Even with less than 3% of households assets represented in the equity market, less than 15% representation from the corporate sector in GDP, and a high degree of volatility, the annualized return over a long period of time (20+ years) is more than 10% not including dividend reinvestment. 


So there you have it, a synopsis of India’s stock market.

Can you rely on the past performance of a relatively short stock market history, 41 years for BSE SENSEX since 1979? Nobody knows for sure. Although past performance is not a guarantee of future results, investors in India should consider investing a portion of their  savings in “risky” investments such as equity to mitigate the risk of inflation.

According to World Bank data, the average inflation rate was approximately 8% from 1979 to 2019 in India. Since investment in gold and silver or bank deposits accounts may not be able to beat inflation, you should consider investing in the equity market to mitigate inflation risk. Sure, other investments such as real estate may be able to beat inflation as well. But for average investors, the equity market offers low barriers to entry and lower capital commitment compared to physical real estate. 

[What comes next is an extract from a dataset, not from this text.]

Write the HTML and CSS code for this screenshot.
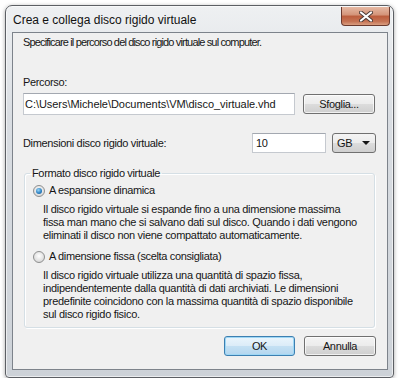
FILE: index.html
```html
<!DOCTYPE html>
<html lang="it">
<head>
    <meta charset="UTF-8">
    <meta name="viewport" content="width=device-width, initial-scale=1.0">
    <title>Crea e collega disco rigido virtuale</title>
    <link rel="stylesheet" href="styles.css">
</head>
<body>
    <div class="window">
        <div class="titlebar">
            <span class="title">Crea e collega disco rigido virtuale</span>
            <span class="close">
                <svg width="14" height="11" viewBox="0 0 14 11">
                    <path d="M2 1.5 L12 9.5 M12 1.5 L2 9.5" stroke="#4a3a36" stroke-width="4" stroke-linecap="round"/>
                    <path d="M2 1.5 L12 9.5 M12 1.5 L2 9.5" stroke="#ffffff" stroke-width="2.2" stroke-linecap="round"/>
                </svg>
            </span>
        </div>

        <div class="client">
            <p class="intro">Specificare il percorso del disco rigido virtuale sul computer.</p>

            <p class="label">Percorso:</p>
            <div class="path-row">
                <div class="textbox path">C:\Users\Michele\Documents\VM\disco_virtuale.vhd</div>
                <button class="btn browse">Sfoglia...</button>
            </div>

            <div class="size-row">
                <span class="size-label">Dimensioni disco rigido virtuale:</span>
                <div class="textbox size">10</div>
                <div class="combo">GB <span class="arrow"></span></div>
            </div>

            <fieldset class="group">
                <legend>Formato disco rigido virtuale</legend>

                <div class="option">
                    <span class="radio checked"></span>
                    <span>A espansione dinamica</span>
                </div>
                <p class="desc">Il disco rigido virtuale si espande fino a una dimensione massima<br>
                    fissa man mano che si salvano dati sul disco. Quando i dati vengono<br>
                    eliminati il disco non viene compattato automaticamente.</p>

                <div class="option second">
                    <span class="radio"></span>
                    <span>A dimensione fissa (scelta consigliata)</span>
                </div>
                <p class="desc">Il disco rigido virtuale utilizza una quantità di spazio fissa,<br>
                    indipendentemente dalla quantità di dati archiviati. Le dimensioni<br>
                    predefinite coincidono con la massima quantità di spazio disponibile<br>
                    sul disco rigido fisico.</p>
            </fieldset>

            <div class="actions">
                <button class="btn default">OK</button>
                <button class="btn">Annulla</button>
            </div>
        </div>
    </div>
</body>
</html>
```

FILE: styles.css
```css
body {
    margin: 0;
    background: #ffffff;
    font-family: "Liberation Sans", Arial, sans-serif;
    font-size: 11px;
    letter-spacing: -0.35px;
    color: #161616;
}
p { margin: 0; }

.window {
    margin: 5px 0 0 5px;
    width: 389px;
    height: 373px;
    box-sizing: border-box;
    display: flex;
    flex-direction: column;
    padding: 0 5px 7px 6px;
    border: 1px solid #5c5f64;
    border-radius: 7px 7px 4px 4px;
    background: linear-gradient(#eef0f2, #d9dde2 30%, #cdd2d8);
    box-shadow: 0 1px 4px rgba(0, 0, 0, 0.35), inset 0 0 0 1px rgba(255, 255, 255, 0.6);
}

.titlebar {
    height: 26px;
    display: flex;
    align-items: flex-start;
    justify-content: space-between;
}
.title {
    font-size: 12px;
    letter-spacing: 0;
    color: #111;
    margin-top: 7px;
    margin-left: 1px;
}
.close {
    width: 47px;
    height: 18px;
    margin-top: 1px;
    margin-right: -2px;
    display: flex;
    align-items: center;
    justify-content: center;
    border: 1px solid #6b3a2e;
    border-top: none;
    border-radius: 0 0 4px 4px;
    background: linear-gradient(#e6b9a4, #d39378 45%, #bb5c3c 50%, #c57354 80%, #d99e80);
}

.client {
    flex: 1;
    border: 1px solid #7d838b;
    background: #f0f0f0;
    padding: 3px 11px 0 10px;
}

.intro {
    line-height: 13px;
    letter-spacing: -0.85px;
}
.label {
    margin-top: 27px;
    line-height: 13px;
}

.path-row {
    margin-top: 4px;
    display: flex;
    align-items: center;
    gap: 8px;
}
.textbox {
    box-sizing: border-box;
    background: #ffffff;
    border: 1px solid #c5c9cf;
    border-top-color: #a3a8b0;
    height: 22px;
    line-height: 20px;
    padding: 0 3px;
    white-space: nowrap;
    overflow: hidden;
}
.path {
    width: 272px;
    padding-left: 1px;
    letter-spacing: -0.05px;
}

.btn {
    box-sizing: border-box;
    height: 20px;
    width: 72px;
    padding: 0;
    font-family: inherit;
    font-size: 11px;
    letter-spacing: -0.35px;
    color: #161616;
    border: 1px solid #707070;
    border-radius: 3px;
    background: linear-gradient(#f4f4f4, #ececec 48%, #dcdcdc 52%, #cfcfcf);
    box-shadow: inset 0 0 0 1px rgba(255, 255, 255, 0.7);
}
.btn.default {
    width: 71px;
    border-color: #3c7fb1;
    background: linear-gradient(#eaf5fc, #dcecf8 48%, #c4e0f3 52%, #b3d6ef);
    box-shadow: inset 0 0 0 1px #9ed7f5;
}

.size-row {
    margin-top: 18px;
    display: flex;
    align-items: center;
}
.size-label {
    flex: 1;
}
.size {
    width: 74px;
    height: 20px;
    line-height: 18px;
}
.combo {
    box-sizing: border-box;
    width: 44px;
    height: 20px;
    margin-left: 6px;
    display: flex;
    align-items: center;
    justify-content: space-between;
    padding: 0 5px 0 4px;
    border: 1px solid #707070;
    border-radius: 3px;
    background: linear-gradient(#f4f4f4, #ececec 48%, #dcdcdc 52%, #cfcfcf);
}
.arrow {
    width: 0;
    height: 0;
    border-left: 4px solid transparent;
    border-right: 4px solid transparent;
    border-top: 4px solid #161616;
}

.group {
    margin: 14px 1px 0 1px;
    padding: 4px 6px 6px 5px;
    border: 1px solid #d5dfe5;
    border-radius: 3px;
    box-shadow: 1px 1px 0 #ffffff, inset 1px 1px 0 #ffffff;
}
.group legend {
    padding: 0 2px;
    line-height: 13px;
}

.option {
    display: flex;
    align-items: center;
    gap: 4px;
    margin-left: 3px;
    line-height: 13px;
}
.option.second {
    margin-top: 8px;
}
.radio {
    box-sizing: border-box;
    width: 12px;
    height: 12px;
    border-radius: 50%;
    border: 1px solid #8e8f8f;
    background: radial-gradient(circle at 50% 40%, #ffffff, #dcdcdc 70%, #c6c6c6);
    position: relative;
}
.radio.checked::after {
    content: "";
    position: absolute;
    left: 2px;
    top: 2px;
    width: 6px;
    height: 6px;
    border-radius: 50%;
    background: radial-gradient(circle at 40% 35%, #9ad6f7, #2f84c4 55%, #0d4f8e);
}

.desc {
    margin-top: 6px;
    margin-left: 13px;
    line-height: 13px;
    letter-spacing: -0.3px;
    white-space: nowrap;
}

.actions {
    margin-top: 8px;
    display: flex;
    justify-content: flex-end;
    gap: 9px;
}
```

What about diversification into the International market? Even though India is the fifth largest economy in the world, it’s share in the global economy based on nominal GDP is 3.3% according to International Monetary Fund (IMF) data. Investors in India should consider diversifying by investing in foreign markets under RBI’s Liberalized Remittance Scheme. Of course, you should consider currency risk and taxation before investing in foreign markets. 

From 1979 to 2019, the annualized return of S&P 500 in the United States is approximately 8.8% without reinvesting dividends, compared to India’s BSE SENSES return of 15.8% for the same period. 

Should US investors consider investing in India? This is the topic for a future post.